An error in a mobile translation application recently prompted a 35-year-old Chinese man in Jeongeup, North Jeolla Province, to murder a Korean resident.
On Sunday, the Jeonju District Court delivered a 20-year prison term to the foreigner charged with killing his female coworker’s Korean husband, according to court officials.
It was the Korean term “agassi” that triggered a fistfight between the two men of different nationalities, which eventually turned deadly.
On Sept. 6 last year, at around 10:00 p.m., the Chinese national turned on the Chinese-to-Korean mobile translation app while drinking with the couple and said, “Let’s hang out with sister (his female coworker) again some other time,” in his mother tongue.
Both Koreans and Chinese use familial titles for people older than them. In Korean, when addressing women, there is the title for “older sister”which has two versions based on gender. Men would address older women as “noona,” while women would address older women as “unnie.” When addressing men, there are two terms for “older brother.” Women would address older men as “oppa,” while men would address older men as “hyung.”
In Chinese, the terms include “jiejie” for females and “gege” for males.
But as soon as the mobile app translated the Chinese term “jiejie” into “agassi” instead of “noona,” the husband got outraged and started to punch the Chinese man in the face several times.
To avenge the humiliation he received in front of his coworker, the foreign national stabbed the Korean man to death near the victim’s house at around 2:00 a.m. the next day.

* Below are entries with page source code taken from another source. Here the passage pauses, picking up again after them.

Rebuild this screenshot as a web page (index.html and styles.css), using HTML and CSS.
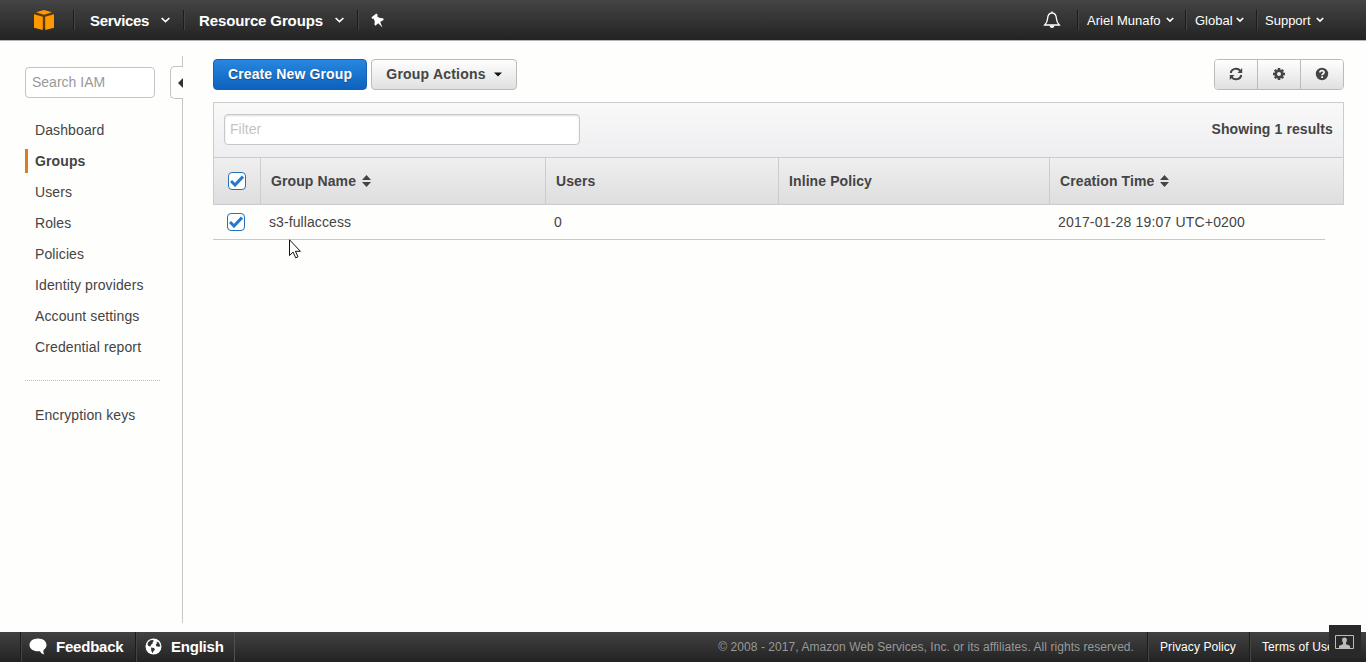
FILE: index.html
```html
<!DOCTYPE html>
<html lang="en">
<head>
<meta charset="utf-8">
<title>IAM Management Console</title>
<link rel="stylesheet" href="styles.css">
</head>
<body>
<header class="topnav">
  <a class="logo"><svg width="22" height="22" viewBox="0 0 22 22"><path d="M1 5l10-2.500L21 5v3L12.500 19h-3L1 8z" fill="#5c3a0c"/><g fill="#f90"><path d="M3 3.300L11 1l8 2.300L11 5.800z"/><path d="M1 5.200l8.800 2.600V21L1 18.800z"/><path d="M21 5.200l-8.800 2.600V21l8.800-2.200z"/></g></svg></a>
  <a class="nav-item services"><span class="services-text">Services</span><svg class="chev" width="9" height="6" viewBox="0 0 9 6"><path d="M.6 1l3.900 3.700L8.400 1"/></svg></a>
  <a class="nav-item resource"><span class="resource-text">Resource Groups</span><svg class="chev" width="9" height="6" viewBox="0 0 9 6"><path d="M.6 1l3.900 3.700L8.400 1"/></svg></a>
  <a class="nav-item pin"><svg width="13" height="15" viewBox="0 0 13 15"><path fill="#fff" d="M.5 4.300L5.300.5l1.500 1.600-.7 1.200L8.800 5l3.500.3.300 1.600L9.200 9l2.300 5.500-4.300-4.300-2.800 2.500-1-1.100.4-3.200-1.200-2.800-1.300.3z"/></svg></a>
  <span class="spacer"></span>
  <a class="bell"><svg width="18" height="18" viewBox="0 0 18 18"><path d="M9 1.800C5.800 2 4.700 4.500 4.600 7.500 4.500 10.500 3.500 12 1.700 14h14.600c-1.800-2-2.800-3.500-2.900-6.500C13.300 4.500 12.200 2 9 1.800z" fill="none" stroke="#fff" stroke-width="1.300"/><path d="M6.500 14.500h5Q11 17 9 17t-2.500-2.500zM8.300.6h1.400v1.500H8.300z" fill="#fff"/></svg></a>
  <a class="nav-item small account"><span class="account-text">Ariel Munafo</span><svg class="chev" width="8" height="6" viewBox="0 0 8 6"><path d="M.8 1L4 4l3.200-3"/></svg></a>
  <a class="nav-item small region"><span>Global</span><svg class="chev" width="8" height="6" viewBox="0 0 8 6"><path d="M.8 1L4 4l3.200-3"/></svg></a>
  <a class="nav-item small support"><span>Support</span><svg class="chev" width="8" height="6" viewBox="0 0 8 6"><path d="M.8 1L4 4l3.200-3"/></svg></a>
</header>

<div class="page">
  <aside class="sidebar">
    <input class="search" type="text" placeholder="Search IAM">
    <nav class="menu">
      <a>Dashboard</a>
      <a class="active">Groups</a>
      <a>Users</a>
      <a>Roles</a>
      <a>Policies</a>
      <a>Identity providers</a>
      <a>Account settings</a>
      <a>Credential report</a>
    </nav>
    <nav class="menu extra"><a>Encryption keys</a></nav>
    <span class="collapse"><svg width="5" height="10" viewBox="0 0 5 10"><path d="M5 0v10L0 5z" fill="#333"/></svg></span>
  </aside>

  <main class="content">
    <div class="toolbar">
      <button class="btn primary">Create New Group</button>
      <button class="btn actions">Group Actions<svg width="8" height="5" viewBox="0 0 8 5"><path d="M0 .5h8L4 4.500z" fill="#111"/></svg></button>
      <div class="tools">
        <button><svg width="14" height="14" viewBox="0 0 14 14"><g fill="none" stroke="#444" stroke-width="1.900"><path d="M1.700 6a5.300 4.800 0 0 1 9.500-2.300M12.300 8a5.300 4.800 0 0 1-9.500 2.300"/></g><path d="M13.200 1v5H8.500zM.8 13V8h4.700z" fill="#444"/></svg></button>
        <button><svg width="14" height="14" viewBox="0 0 14 14"><path fill="none" stroke="#444" stroke-width="2.600" d="M7 1v2M7 11v2M1 7h2M11 7h2M2.800 2.800l1.400 1.400M9.800 9.800l1.400 1.400M2.800 11.200l1.400-1.400M9.800 4.200l1.400-1.400"/><circle cx="7" cy="7" r="3.300" fill="none" stroke="#444" stroke-width="2.600"/></svg></button>
        <button><svg width="14" height="14" viewBox="0 0 14 14"><circle cx="7" cy="7" r="6.200" fill="#444"/><path d="M4.900 5.500C5 3 9.200 3.100 9.100 5.400 9 6.900 7.100 6.700 7.100 8.300" fill="none" stroke="#f4f4f4" stroke-width="1.700"/><path d="M6.200 9.300h1.800v1.700H6.200z" fill="#f4f4f4"/></svg></button>
      </div>
    </div>

    <section class="panel">
      <div class="filterbar">
        <input class="filter" type="text" placeholder="Filter">
        <span class="results">Showing 1 results</span>
      </div>
      <div class="row head">
        <div class="check"><span class="box"><svg width="14" height="12" viewBox="0 0 14 12"><path d="M1 6l4 4 8-8.500"/></svg></span></div>
        <div class="cell"><span class="h-name">Group Name</span><svg class="sort" width="9" height="12" viewBox="0 0 9 12"><path d="M0 5L4.500 0 9 5zM0 7h9l-4.500 5z"/></svg></div>
        <div class="cell">Users</div>
        <div class="cell">Inline Policy</div>
        <div class="cell"><span class="h-time">Creation Time</span><svg class="sort" width="9" height="12" viewBox="0 0 9 12"><path d="M0 5L4.500 0 9 5zM0 7h9l-4.500 5z"/></svg></div>
      </div>
    </section>
    <div class="row data">
      <div class="check"><span class="box"><svg width="14" height="12" viewBox="0 0 14 12"><path d="M1 6l4 4 8-8.500"/></svg></span></div>
      <div class="cell">s3-fullaccess</div>
      <div class="cell">0</div>
      <div class="cell"></div>
      <div class="cell time">2017-01-28 19:07 UTC+0200</div>
    </div>
  </main>
</div>

<footer class="footer">
  <a class="foot feedback"><svg width="18" height="17" viewBox="0 0 18 17"><path d="M9 .5C4 .5.500 3.300.500 7S4 13.300 9 13.300l2-.1c1 1.800 2.400 2.900 4.300 3.200-.8-1.300-1.100-2.700-.8-4.400 1.900-1.200 3-2.900 3-5C17.500 3.300 14 .5 9 .5z" fill="#fff"/></svg><span>Feedback</span></a>
  <a class="foot language"><svg width="17" height="17" viewBox="0 0 17 17"><circle cx="8.500" cy="8.500" r="8" fill="#fff"/><path d="M3 4.500L5.500 2.300l2.500-.3.800 1.300-1.300 1L7.800 5.500 6 6.800l-.5 1.700L3.500 8 2.500 6.500zM6 9.500l3 .5 1 1.500-1.700 2-.5 1.700-1.500-2.200zM11.300 3.500l2.500 1 1.700 3.800-2 .5-2.200-.5-.5-2 1.300-1z" fill="#333"/></svg><span>English</span></a>
  <span class="spacer foot-space"></span>
  <span class="copyright">© 2008 - 2017, Amazon Web Services, Inc. or its affiliates. All rights reserved.</span>
  <a class="foot legal privacy"><span>Privacy Policy</span></a>
  <a class="foot legal terms"><span>Terms of Use</span></a>
</footer>
<div class="badge"><svg width="19" height="14" viewBox="0 0 19 14"><path d="M.5.5h18v13H.5z" fill="none" stroke="#bbb"/><path d="M9.500 2.500c1.700 0 2.500 1 2.400 2.600-.1 1.500-.6 2-1 2.900l.2 1.200 3.900 1.500V13H4v-2.300l3.900-1.500L8.100 8c-.4-.9-.9-1.400-1-2.900-.1-1.600.7-2.600 2.400-2.600z" fill="#bbb"/></svg></div>
<svg class="cursor" width="13" height="20" viewBox="0 0 13 20"><path d="M.5.800v15.700l3.600-3.400 2.600 5.700 2.300-1-2.600-5.500h5z" fill="#fff" stroke="#111"/></svg>
</body>
</html>
```
FILE: styles.css
```css
* { box-sizing: border-box; }
body {
  margin: 0;
  height: 662px;
  overflow: hidden;
  display: flex;
  flex-direction: column;
  position: relative;
  background: #fefefd;
  color: #444;
  font-family: "Liberation Sans", Arial, sans-serif;
  font-size: 14px;
}
.spacer { flex: 1; }
svg { flex: none; }
input, button { font-family: inherit; font-size: 14px; }

.topnav {
  height: 41px;
  flex: none;
  display: flex;
  align-items: center;
  background: linear-gradient(#444, #232323);
  border-bottom: 1px solid #b5b5b5;
  color: #fff;
}
.logo { width: 73px; padding-left: 33px; display: flex; }
.nav-item {
  height: 20px;
  display: flex;
  align-items: center;
  border-left: 1px solid #1c1c1c;
  box-shadow: inset 1px 0 #444;
  font-size: 15px;
  font-weight: bold;
  white-space: nowrap;
}
.nav-item.small { font-size: 13px; font-weight: normal; }
.chev { fill: none; stroke: #fff; stroke-width: 1.7; }
.services { width: 110px; padding-left: 16px; gap: 12px; }
.services-text { letter-spacing: -.35px; }
.resource { width: 174px; padding-left: 15px; gap: 12px; }
.resource-text { letter-spacing: -.13px; }
.pin { padding-left: 13px; }
.bell { width: 34px; display: flex; }
.account { width: 108px; padding-left: 9px; gap: 5px; }
.account-text { letter-spacing: .05px; }
.region { width: 71px; padding-left: 9px; gap: 3px; }
.support { width: 110px; padding-left: 8px; gap: 5px; }

.page { flex: 1; display: flex; min-height: 0; }
.sidebar {
  position: relative;
  width: 183px;
  margin: 15px 0 9px;
  padding: 11px 22px 0 25px;
  border-right: 1px solid #c8c8c8;
}
.search {
  display: block;
  width: 130px;
  height: 31px;
  padding: 0 6px 1px;
  border: 1px solid #c4c4c4;
  border-radius: 4px;
  background: #fff;
}
.search::placeholder { color: #999; }
.menu { display: flex; flex-direction: column; gap: 7px; padding-top: 20px; letter-spacing: .11px; }
.menu a {
  height: 24px;
  line-height: 24px;
  padding-left: 7px;
  border-left: 3px solid transparent;
  white-space: nowrap;
}
.menu .active { border-color: #d5801a; font-weight: bold; }
.extra { width: 135px; margin-top: 21px; padding-top: 22px; border-top: 1px dotted #bbb; }
.collapse {
  position: absolute;
  left: 170px;
  top: 10px;
  width: 13px;
  height: 33px;
  display: flex;
  align-items: center;
  justify-content: flex-end;
  background: #fefefd;
  border: 1px solid #c4c4c4;
  border-right: 0;
  border-radius: 5px 0 0 5px;
}

.content { flex: 1; padding: 18px 22px 0 30px; }
.toolbar { display: flex; gap: 4px; height: 31px; margin-bottom: 12px; }
.btn {
  height: 31px;
  padding: 0 0 1px;
  border: 1px solid #bbb;
  border-radius: 4px;
  font-weight: bold;
  letter-spacing: .13px;
  color: #444;
  background: linear-gradient(#fff, #e0e0e0);
}
.primary {
  width: 154px;
  color: #fff;
  border-color: #1a5fae;
  background: linear-gradient(#2787e0, #0d62bd);
  text-shadow: 0 1px 1px #1b4a7a;
}
.actions { width: 146px; display: flex; align-items: center; justify-content: center; gap: 8px; letter-spacing: .2px; }
.tools { margin-left: auto; display: flex; border: 1px solid #bbb; border-radius: 4px; overflow: hidden; }
.tools button {
  width: 43px;
  padding: 0 0 1px;
  display: flex;
  align-items: center;
  justify-content: center;
  border: 0;
  border-left: 1px solid #bbb;
  background: linear-gradient(#fff, #e0e0e0);
}
.tools button:first-child { width: 42px; border-left: 0; }

.panel { border: 1px solid #ccc; }
.filterbar {
  height: 55px;
  display: flex;
  align-items: center;
  justify-content: space-between;
  padding: 0 10px 2px;
  border-bottom: 1px solid #ccc;
  background: linear-gradient(#f9f9fa, #eeeef0);
}
.filter {
  width: 356px;
  height: 31px;
  padding: 0 5px;
  border: 1px solid #c8c8c8;
  border-radius: 4px;
  box-shadow: inset 0 1px 2px #ddd;
  background: #fff;
}
.filter::placeholder { color: #c4c4c4; }
.results { font-weight: bold; letter-spacing: .1px; }
.row { display: grid; align-items: stretch; }
.head {
  height: 46px;
  grid-template-columns: 46px 285px 233px 271px 1fr;
  background: linear-gradient(#efefef, #dedee0);
  font-weight: bold;
  letter-spacing: .1px;
}
.cell, .check { display: flex; align-items: center; white-space: nowrap; }
.head .cell { border-left: 1px solid #ccc; padding-left: 10px; gap: 6px; }
.sort { fill: #444; }
.check { padding-left: 14px; }
.box {
  width: 18px;
  height: 18px;
  display: flex;
  align-items: center;
  justify-content: center;
  border: 1px solid #2a6fb5;
  border-radius: 4px;
  background: #fff;
}
.box path { fill: none; stroke: #2478cf; stroke-width: 3; }
.data {
  width: 1112px;
  height: 35px;
  grid-template-columns: 56px 285px 504px 0 1fr;
  border-bottom: 1px solid #c8c8c8;
  letter-spacing: .09px;
}
.data .time { letter-spacing: .18px; }

.footer {
  height: 30px;
  flex: none;
  display: flex;
  background: linear-gradient(#424242, #222);
  color: #fff;
  padding-left: 20px;
}
.foot {
  display: flex;
  align-items: center;
  border-left: 1px solid #1c1c1c;
  box-shadow: inset 1px 0 #444;
  font-size: 15px;
  font-weight: bold;
  letter-spacing: -.22px;
  padding-bottom: 1px;
  white-space: nowrap;
}
.feedback { width: 115px; padding-left: 8px; gap: 9px; }
.language { width: 99px; padding-left: 9px; gap: 9px; }
.foot-space { border-left: 1px solid #505050; }
.copyright { line-height: 30px; font-size: 12px; letter-spacing: .055px; color: #999; padding-right: 13px; white-space: nowrap; }
.legal { font-size: 12px; font-weight: normal; letter-spacing: .09px; padding: 0 0 0 12px; }
.privacy { width: 102px; }
.terms { width: 117px; }
.badge {
  position: absolute;
  left: 1329px;
  top: 625px;
  width: 32px;
  height: 33px;
  padding: 10px 0 0 6px;
  background: #292929;
}
.badge svg { display: block; }
.cursor { position: absolute; left: 289px; top: 239px; }
```
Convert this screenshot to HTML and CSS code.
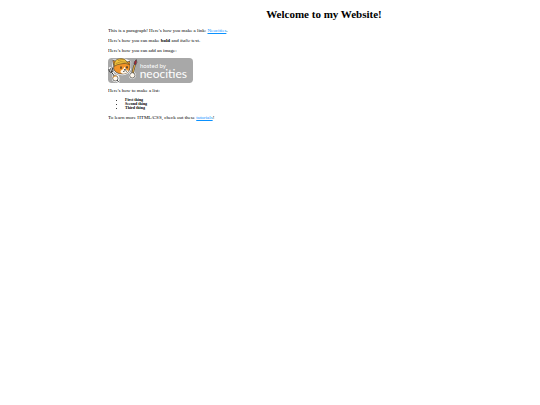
FILE: index.html
```
<!DOCTYPE html>
<html lang="en">
  <head>
    <meta charset="UTF-8">
    <meta name="viewport" content="width=device-width, initial-scale=1.0">
    <title>The web site of my dreams</title>
    <link rel="stylesheet" href="styles.css">
  </head>
  <body>
    <h1>Welcome to my Website!</h1>

    <p>This is a paragraph! Here's how you make a link: <a href="https://neocities.org">Neocities</a>.</p>

    <p>Here's how you can make <strong>bold</strong> and <em>italic</em> text.</p>

    <p>Here's how you can add an image:</p>

    <svg class="badge" viewBox="0 0 255 75" role="img" aria-label="Hosted by Neocities">
      <rect width="255" height="75" rx="11" fill="#a8a8a8"/>

      <!-- white outline behind the cat -->
      <g fill="#fff" stroke="#fff" stroke-width="7" stroke-linejoin="round" stroke-linecap="round">
        <path d="M16 8 L29 7 Q42 0 54 7 L66 12 L65 34 Q58 49 42 48 Q24 47 17 33 Z"/>
        <path d="M6 31 L22 60 L31 71 M83 10 L73 52" fill="none"/>
        <circle cx="23" cy="61" r="8"/>
        <circle cx="73" cy="52" r="7"/>
      </g>

      <!-- fork -->
      <g fill="none" stroke="#333" stroke-width="3" stroke-linecap="round">
        <path d="M3 34 Q3 44 11 43 Q17 41 14 30 M8 32 L11 43 L31 71"/>
      </g>

      <!-- brush -->
      <path d="M80 21 L73 49" stroke="#333" stroke-width="7"/>
      <path d="M80 21 L73 49" stroke="#d9a441" stroke-width="4"/>
      <path d="M78 19 Q78 8 85 5 Q89 13 83 21 Z" fill="#a52435" stroke="#333" stroke-width="2"/>

      <!-- paws -->
      <g fill="#fff8ed" stroke="#333" stroke-width="2">
        <circle cx="22" cy="61" r="8"/>
        <circle cx="73" cy="52" r="8"/>
      </g>
      <path d="M15 59 Q18 52 26 54" fill="none" stroke="#f39a2b" stroke-width="3"/>

      <!-- head -->
      <path d="M17 23 L14 7 L26 10 Q43 2 56 12 L66 10 L66 29 Q64 47 44 48 Q23 48 17 33 Z" fill="#f39428" stroke="#333" stroke-width="2"/>
      <path d="M50 26 Q46 35 38 38 Q35 44 45 47 Q59 46 62 38 Q53 37 50 26 Z" fill="#fff8ed"/>
      <path d="M19 25 Q16 6 34 2 Q51 -1 58 14 L65 20 Q52 13 37 18 Q27 19 19 25 Z" fill="#f2c33b" stroke="#5b471f" stroke-width="2"/>
      <path d="M23 17 Q38 7 56 13 M30 8 Q42 3 50 5" fill="none" stroke="#a47924" stroke-width="2"/>
      <g fill="#292929">
        <ellipse cx="39" cy="29" rx="2" ry="4"/>
        <ellipse cx="57" cy="28" rx="2" ry="4"/>
        <path d="M47 33 L54 33 L51 37 Z"/>
      </g>
      <path d="M45 40 Q49 43 51 37 Q54 42 57 39" fill="none" stroke="#292929" stroke-width="2"/>

      <text class="badge-small" x="96" y="29">hosted by</text>
      <text class="badge-name" x="95" y="60">neocities</text>
    </svg>

    <p>Here's how to make a list:</p>

    <ul>
      <li>First thing</li>
      <li>Second thing</li>
      <li>Third thing</li>
    </ul>

    <p>To learn more HTML/CSS, check out these <a href="https://neocities.org/tutorials">tutorials</a>!</p>
  </body>
</html>
```
FILE: styles.css
```
body {
  margin: 8px 0 8px 20%;
  background-color: white;
  color: black;
  font-family: "Liberation Serif", "Times New Roman", serif;
  font-size: 5px;
  line-height: 5px;
}

h1 {
  margin: 0 0 8px;
  font-size: 11px;
  line-height: 12px;
  text-align: center;
}

p {
  margin: 5px 0;
}

a {
  color: #0a91ff;
}

.badge {
  display: block;
  width: 85px;
  height: 25px;
}

.badge text {
  fill: white;
  font-family: Lato, sans-serif;
}

.badge-small {
  font-size: 18px;
}

.badge-name {
  font-size: 36px;
}

ul {
  margin: 5px 0;
  padding-left: 17px;
  font-size: 4px;
  font-weight: bold;
  line-height: 4px;
}
```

The Korean man was taken to a hospital but died a short time later. The murderer turned himself in to police. So what’s wrong with “agassi”?
According to the dictionary of standard South Korean language, the term “agassi” has three definitions.
First, it refers to a young, unmarried woman. In general, single women in their late 20s or 30s are called agassi in Korea.
The term is also used to describe a husband’s younger sister, regardless of her marital status.
Meanwhile, in traditional hierarchical Korean society, it indicates a single woman of noble blood.
By definition, it seems appropriate to use the term to refer to noble young ladies or to a man’s female siblings. But in some cases, it represents a group of women working for clubs, bars, room salons and other nightlife establishments.
For instance, when you’re having a drink with friends at a bar, the term is likely to refer to the female bar hostess or women offering sexual services.
This explains why the Korean victim felt insulted when the murderer called his wife “sister” in Chinese, which was translated into “agassi” by the mobile translation app.
Following the latest murder case caused by a language barrier, some foreigners have begun to learn the social context of Korean words.
“Besides ‘agassi,’ there are some slang terms that describe certain groups of people like ‘ajae,” referring to middle aged men. I plan to spend more time on understanding the socially agreed-upon meanings of Korean words to prevent misunderstandings,” said Dave, a 26-year-old British graduate student at the Hankuk University of Foreign Studies, who studies Korean language and culture.